‘That is within our legal rights’: Nurses union counters hospital’s claim that Act 10 bars it from recognizing union
News 3 Now found the answer lies in a gray area of the law
Nurses with UW Health are standing by their decision to unionize.
They said despite what the hospital board says, act 10 does not bar them from what they want.
“We were extremely disappointed with the response from the board and the hospital,” said Shari Signer, a general float nurse at the hospital.
Shari Signer told me she’s ‘extremely disappointed’ at @UWHealth‘s response nurses unionizing. They are asking to be voluntarily recognized as a union to start a meet-&-confer process, but the hospital board says Act 10 bars them from doing so. #News3Now @WISCTV_News3 pic.twitter.com/UzzHHmuqfr
— Amy Reid (@amyreidreports) January 24, 2020
She said the reasons the nurses organized and made their union public in the first place, such as less say in the process and decreased patient care, have not gone away.

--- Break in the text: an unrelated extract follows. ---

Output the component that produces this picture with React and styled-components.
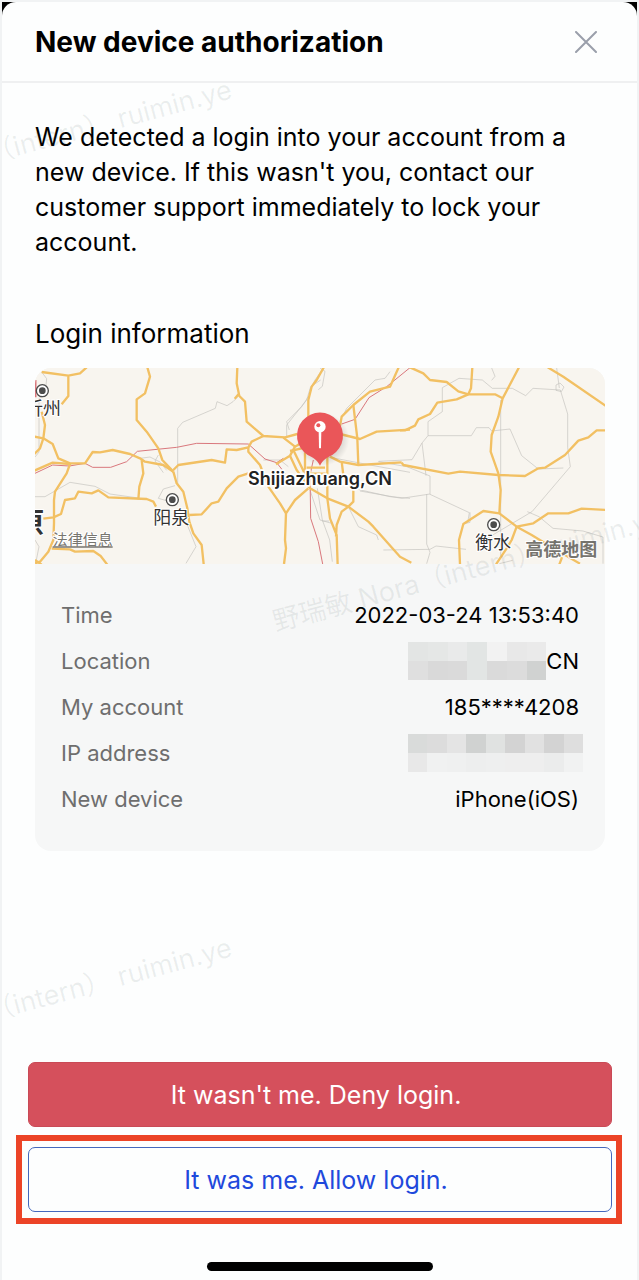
import React from 'react'
import styled, { createGlobalStyle } from 'styled-components'

const GlobalStyle = createGlobalStyle`
  * { box-sizing: border-box; }
  body {
    margin: 0;
    background: #f1f3f4;
    font-family: Inter, 'Noto Sans CJK SC', sans-serif;
    color: #000;
  }
`

const details = [
  { label: 'Time', value: '2022-03-24 13:53:40' },
  {
    label: 'Location',
    value: 'CN',
    mask: {
      cols: 7,
      width: 138,
      cells: ['#e3e5e4', '#e5e7e6', '#e9eaea', '#e2e5e4', '#f2f2f2', '#e8e8e8', '#eaeaea',
        '#dfdfdf', '#d9d9d9', '#dadada', '#e2e5e4', '#dadada', '#dcdcdc', '#d0d2d1'],
    },
  },
  { label: 'My account', value: '185****4208' },
  {
    label: 'IP address',
    mask: {
      cols: 9,
      width: 175,
      bleed: true,
      cells: ['#d9dbda', '#dcdcdc', '#e4e4e4', '#d0d2d1', '#e0e2e1', '#d3d3d3', '#e1e1e1', '#d3d3d3', '#dedede',
        '#e8e8e8', '#f0f1f1', '#eff0f0', '#edeeee', '#eeefef', '#eeeeee', '#eeeeee', '#ebecec', '#f1f2f2'],
    },
  },
  { label: 'New device', value: 'iPhone(iOS)' },
]

const watermarks = [
  { left: -154, top: 179 },
  { left: 277, top: 608 },
  { left: -154, top: 1037 },
]

const Roads = () => (
  <g fill="none" strokeLinejoin="round">
    <g stroke="#c4c3be" strokeWidth="2">
      <g transform="translate(-15 -174)">
        <path d="M15 560h30l75-43 75 12 45 23 85 12" />
        <path d="M443 525V355l15-18 98-42 5-20 30 12 18-12 15-15" />
        <path d="M330 445l30-4 30 15 20 25M385 565l15-28 35-10M385 565l28 8M470 640l28 70-30 50M385 435l-10 18 25 35" />
        <path d="M770 380v-35l60-75 12-40 30-20M35 186l15 20-5 50-18 10v160l-12 15M15 690l12 20-10 50" />
        <path d="M700 450h50l25 20M840 540l30 90 35 10" />
      </g>
      <g transform="translate(615 -9)">
        <path d="M148 195l-8-25 45-45 20-30M215 65l10-20 25-35M310 150l10-20 85-85 30-5 15-20" />
        <path d="M232 370l15 95 22 60 8 65M247 468h20M325 425l30 60 55 25 5 15M260 275l130 25 120 22M340 370l110 25 60 5" />
      </g>
      <g transform="translate(825 -24)">
        <path d="M205 305l85 15 70 28v55l118 55-5 30M150 393l125 22 85-13M350 402v150l10 25-10 34" />
        <path d="M397 155v-72l50-28 70 5 30 25h60l40 22 22-22 82 5 22 72 0 100 8 58-115 135-160 95" />
        <path d="M397 155l-43 30v42h130l15-24h38l8 10 55-6 35 80 50 40 75-3" />
        <path d="M354 227l-18 22-30 50-100 5M336 249l12 98M545 24l10 25-10 12M740 24l8 60M572 120v470M568 611l40-10" />
        <path d="M652 455l35 15 42 35 90 8 60 18v80M220 570l140-2 18-10 90 10M460 492l20-5v-30" />
        <path d="M30 24l15 10-8 45-12 10M738 75l12-6 12 12-8 14-16-4z" />
      </g>
    </g>
    <g stroke="#d9777c" strokeWidth="3">
      <g transform="translate(-15 -174)">
        <path d="M15 490l53-25 50 3 47-8 23 12h54l48-17 32-31 118-12 60-12 155 2 50 45 35 11 25 32M740 458l20-13" />
        <path d="M17 210v52" strokeWidth="5" />
      </g>
      <g transform="translate(615 -9)">
        <path d="M220 285l-10 45 2 130 23 70 13 67M305 177l40-14 42-65 53-33 70-57" />
      </g>
    </g>
    <g stroke="#f2c063" strokeWidth="7">
      <g transform="translate(-15 -174)">
        <path d="M35 186l80 11 35-7 20-18M115 197v61l-20 25" />
        <path d="M352 172l8 28-15 50-25 18v62l30 35 35 50 12 35 33 35" />
        <path d="M13 380l27 5 28 17 17 43 35 15h45l23-34 22 1 38-7 52 12 30 13 15 10 55 10 30 20" />
        <path d="M13 482l55-24 52 4-10 28-35 55-3 25v70l-2 50-15 35-25 30-15 5" />
        <path d="M35 305l10 40-5 40-10 30-17 17M335 450l5 40-12 40-3 38" />
        <path d="M40 626l30-4 23-10 12-42 30-5 10-20 40 5 20-9 30 21 115 5 20 8 8 15" />
        <path d="M65 716l55 2 15 7 55-2 22 15 20 26M15 750l20 14" />
        <path d="M430 485l10 35 20 25 12 50 6 40 12 35 25 35 6 57" />
        <path d="M430 480l15-15 100-15 40 8 5-40 30 2 35-8 10-17 35-17" />
        <path d="M478 615l37-2 30-33 20-5 25-40 35-35 30-10" />
        <path d="M622 172l-2 48 8 38 17 17 5 60 50 43 65 4 37-10M628 250l-14 16" />
        <path d="M655 412v13l35 40 25 65 35 50 18 30-3 80 3 25-6 47M768 610l27-40 40-35" />
      </g>
      <g transform="translate(615 -9)">
        <path d="M252 6l-22 39-15 20-10 40v60M130 218l35 27M108 298l42-26 15-27 25-15" />
        <path d="M150 272l20 43 40 55 52 30 63 25 60 45 15 15 40 45 40 45 34 18" />
        <path d="M160 255l32 66M195 262v64h62M200 308h55M150 258l45-10" />
        <path d="M262 270v130l8 60 20 50 3 90M325 425l-20 15-15 40-2 35M340 350v60l-15 15" />
        <path d="M270 275l30 15 55 10 130-8M305 290l5 40M355 300l-3-80-12-100" />
        <path d="M300 182l5-27 35-35 50-40 60-15 27-60M300 207l60 15 50-22 100-6" />
      </g>
      <g transform="translate(825 -24)">
        <path d="M275 308l5 7 135 26 35-6 115 10 80 3 40-23 20-2 60-38 40-43 30-10 25-21h30" />
        <path d="M270 211h15l30-14 10-19 35-16 22-34 58-10 35-15" />
        <path d="M300 22l40 18 20 20 50 6 35 28 30 9 80 0 23 12M487 22l-4 63-8 18" />
        <path d="M627 22l-49 93-13 55-20 55-3 50 23 65 7 50-4 70" />
        <path d="M713 22l47 28 128 88M450 613l-3-73 13-48 60-39 48 7 52 40 45 25 65 40 80 46" />
        <path d="M620 500l50-10 45-30h60l40-14 73 4M620 500l-15 40-15 25-32 48M748 613l7-18-10-20" />
      </g>
    </g>
  </g>
)

const CityDot = ({ x, y }) => (
  <g stroke="#4c4c4c">
    <circle cx={x} cy={y} r="18" fill="#fff" strokeWidth="4" />
    <circle cx={x} cy={y} r="10" fill="#4c4c4c" stroke="none" />
  </g>
)

const LoginMap = () => (
  <MapSvg viewBox="0 0 1710 588" role="img" aria-label="Map of the login location">
    <defs>
      <radialGradient id="pinShadow">
        <stop offset="0.6" stopColor="#000" stopOpacity="0.16" />
        <stop offset="1" stopColor="#000" stopOpacity="0" />
      </radialGradient>
    </defs>
    <rect width="1710" height="588" fill="#f8f5ef" />
    <Roads />
    <CityDot x={22} y={68} />
    <CityDot x={412} y={395} />
    <CityDot x={1376} y={470} />
    <MapText x="-30" y="142">忻州</MapText>
    <MapText x="355" y="469">阳泉</MapText>
    <MapText x="1320" y="544">衡水</MapText>
    <MapText x="-56" y="496" $size={84} $weight={700}>原</MapText>
    <a href="#legal">
      <MapText x="53" y="532" $size={45} $fill="#77756f">法律信息</MapText>
      <path d="M53 537h180" stroke="#77756f" strokeWidth="4" />
    </a>
    <MapText x="1471" y="565" $size={54} $weight={700} $fill="#77756f">高德地图</MapText>
    <circle cx="863" cy="214" r="80" fill="url(#pinShadow)" />
    <path d="M855 293c-8-17-20-24-37-32a69 69 0 1 1 74 0c-17 8-29 15-37 32z" fill="#ea5659" />
    <path d="M851 188h8l-1 50q-3 7-6 0z" fill="#fff" />
    <circle cx="855" cy="176" r="17" fill="#fff" />
    <circle cx="850" cy="172" r="6" fill="#ea5659" />
    <PinLabel x="855" y="350">Shijiazhuang,CN</PinLabel>
  </MapSvg>
)

const App = () => {
  return (
    <Screen>
      <GlobalStyle />
      <Sheet>
        <Header>
          <Title>New device authorization</Title>
          <CloseButton aria-label="Close">
            <svg width="22" height="22" viewBox="0 0 22 22" fill="none" stroke="#9a9fab" strokeWidth="2" strokeLinecap="round">
              <path d="M1 1l20 20M21 1L1 21" />
            </svg>
          </CloseButton>
        </Header>
        <Content>
          <Message>
            We detected a login into your account from a new device. If this wasn't you, contact our
            customer support immediately to lock your account.
          </Message>
          <SectionTitle>Login information</SectionTitle>
          <Card>
            <LoginMap />
            <Details>
              {details.map(item => (
                <Row key={item.label}>
                  <Label>{item.label}</Label>
                  <Value>
                    {item.mask && (
                      <Mask $cols={item.mask.cols} $width={item.mask.width} $bleed={item.mask.bleed}>
                        {item.mask.cells.map((color, i) => <MaskCell key={i} $color={color} />)}
                      </Mask>
                    )}
                    {item.value}
                  </Value>
                </Row>
              ))}
            </Details>
          </Card>
        </Content>
        <Actions>
          <DenyButton>It wasn't me. Deny login.</DenyButton>
          <Highlight>
            <AllowButton>It was me. Allow login.</AllowButton>
          </Highlight>
        </Actions>
        <HomeIndicator />
      </Sheet>
      <WatermarkLayer aria-hidden="true">
        {watermarks.map(mark => (
          <Watermark key={mark.top} $left={mark.left} $top={mark.top}>
            野瑞敏 Nora（intern） ruimin.ye
          </Watermark>
        ))}
      </WatermarkLayer>
    </Screen>
  )
}

const Screen = styled.div`
  position: relative;
  display: flex;
  min-height: 100vh;
  padding: 2px 2px 0;
  background: linear-gradient(#000, #000) 2px 2px / calc(100% - 4px) 20px no-repeat, #f1f3f4;
`

const Sheet = styled.main`
  flex: 1;
  display: flex;
  flex-direction: column;
  min-width: 0;
  background: #fdfefe;
  border-radius: 14px 14px 0 0;
`

const Header = styled.header`
  display: flex;
  align-items: center;
  justify-content: space-between;
  height: 81px;
  padding: 0 40px 0 33px;
  border-bottom: 2px solid #eff0f1;
`

const Title = styled.h1`
  margin: 0;
  font-size: 28px;
  line-height: 36px;
  font-weight: 700;
`

const CloseButton = styled.button`
  display: flex;
  padding: 0;
  border: 0;
  background: none;
  cursor: pointer;
`

const Content = styled.section`
  padding: 37px 32px 0 33px;
`

const Message = styled.p`
  margin: 0;
  font-size: 25px;
  line-height: 35px;
`

const SectionTitle = styled.h2`
  margin: 56px 0 16px;
  font-size: 26px;
  line-height: 36px;
  font-weight: 400;
`

const Card = styled.div`
  overflow: hidden;
  border-radius: 16px;
  background: #f6f7f7;
`

const MapSvg = styled.svg`
  display: block;
  width: 100%;
`

const MapText = styled.text`
  font-family: 'Noto Sans CJK SC', sans-serif;
  font-size: ${p => p.$size || 54}px;
  font-weight: ${p => p.$weight || 400};
  fill: ${p => p.$fill || '#333'};
  stroke: #fff;
  stroke-width: 6px;
  paint-order: stroke;
`

const PinLabel = styled.text`
  font-size: 54px;
  font-weight: 600;
  text-anchor: middle;
  fill: #222;
  stroke: #fff;
  stroke-width: 10px;
  stroke-linejoin: round;
  paint-order: stroke;
`

const Details = styled.dl`
  margin: 0;
  padding: 28px 26px 29px;
`

const Row = styled.div`
  display: flex;
  align-items: center;
  justify-content: space-between;
  height: 46px;
`

const Label = styled.dt`
  font-size: 22px;
  color: #6e6e6e;
`

const Value = styled.dd`
  display: flex;
  align-items: center;
  margin: 0;
  font-size: 22px;
`

const Mask = styled.span`
  display: grid;
  grid-template-columns: repeat(${p => p.$cols}, 1fr);
  grid-auto-rows: 19px;
  width: ${p => p.$width}px;
  margin-right: ${p => (p.$bleed ? '-4px' : '0')};
`

const MaskCell = styled.span`
  background: ${p => p.$color};
`

const Actions = styled.div`
  display: flex;
  flex-direction: column;
  gap: 8px;
  margin-top: auto;
  padding: 40px 15px 38px 14px;
`

const Button = styled.button`
  height: 65px;
  padding: 0 8px 0 0;
  border-radius: 7px;
  font-family: inherit;
  font-size: 25px;
  cursor: pointer;
`

const DenyButton = styled(Button)`
  margin: 0 10px 0 12px;
  border: 1px solid #c94a56;
  background: #d5505c;
  color: #fff;
`

const Highlight = styled.div`
  display: flex;
  padding: 6px 4px 6px 6px;
  border: 6px solid #ec4427;
`

const AllowButton = styled(Button)`
  flex: 1;
  border: 1px solid #4468bd;
  background: #fdfefe;
  color: #1f49dc;
`

const HomeIndicator = styled.div`
  align-self: center;
  width: 226px;
  height: 9px;
  margin-bottom: 9px;
  border-radius: 5px;
  background: #000;
`

const WatermarkLayer = styled.div`
  position: absolute;
  inset: 0;
  overflow: hidden;
  pointer-events: none;
`

const Watermark = styled.span`
  position: absolute;
  left: ${p => p.$left}px;
  top: ${p => p.$top}px;
  font-size: 27px;
  line-height: 28px;
  white-space: pre;
  color: rgba(60, 80, 80, 0.09);
  transform: rotate(-15deg);
  transform-origin: left bottom;
`

export default App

Signer said there are high patient-nurse ratios, and patient care is sacrificed because of that.
“You don’t get time to sit down and talk to your patients who maybe just got diagnosed with cancer to see how they’re doing,” she said. “You don’t’ have time to provide the wound care that is needed.”
She and other members of the union met with the board at UW Health on Thursday. Signer said the board members did not ask for many questions to clarify what the nurses wanted.
In a statement, UW Health said nurses are the cornerstone of patient care, but added the hospital cannot recognize the union as a representative.
“(The University of Wisconsin Hospitals and Clinics Authority), as a result of the 2011 Act 10 legislation, cannot engage in collective bargaining negotiations,” the statement said.
The nurses, their union and the union’s legal team say that’s not true.
“We have looked at it legally, and we do know that it is within our rights to ask the hospital and board to accept our request to meet and confer,” Signer said. “That is within our legal rights.”
UW Health declined to comment on the nurse’s response.
News 3 Now was unable to find a clear answers from lawyers and union experts on Friday. One lawyer said it is a “gray area,” and the answer might have to come from a court.
Signer couldn’t say whether it will get there, but she said she and others want change.
“We’re going to continue to do what we’re doing, get support from more nurses,” she said. “This has definitely helped to sort of fuel the fire.”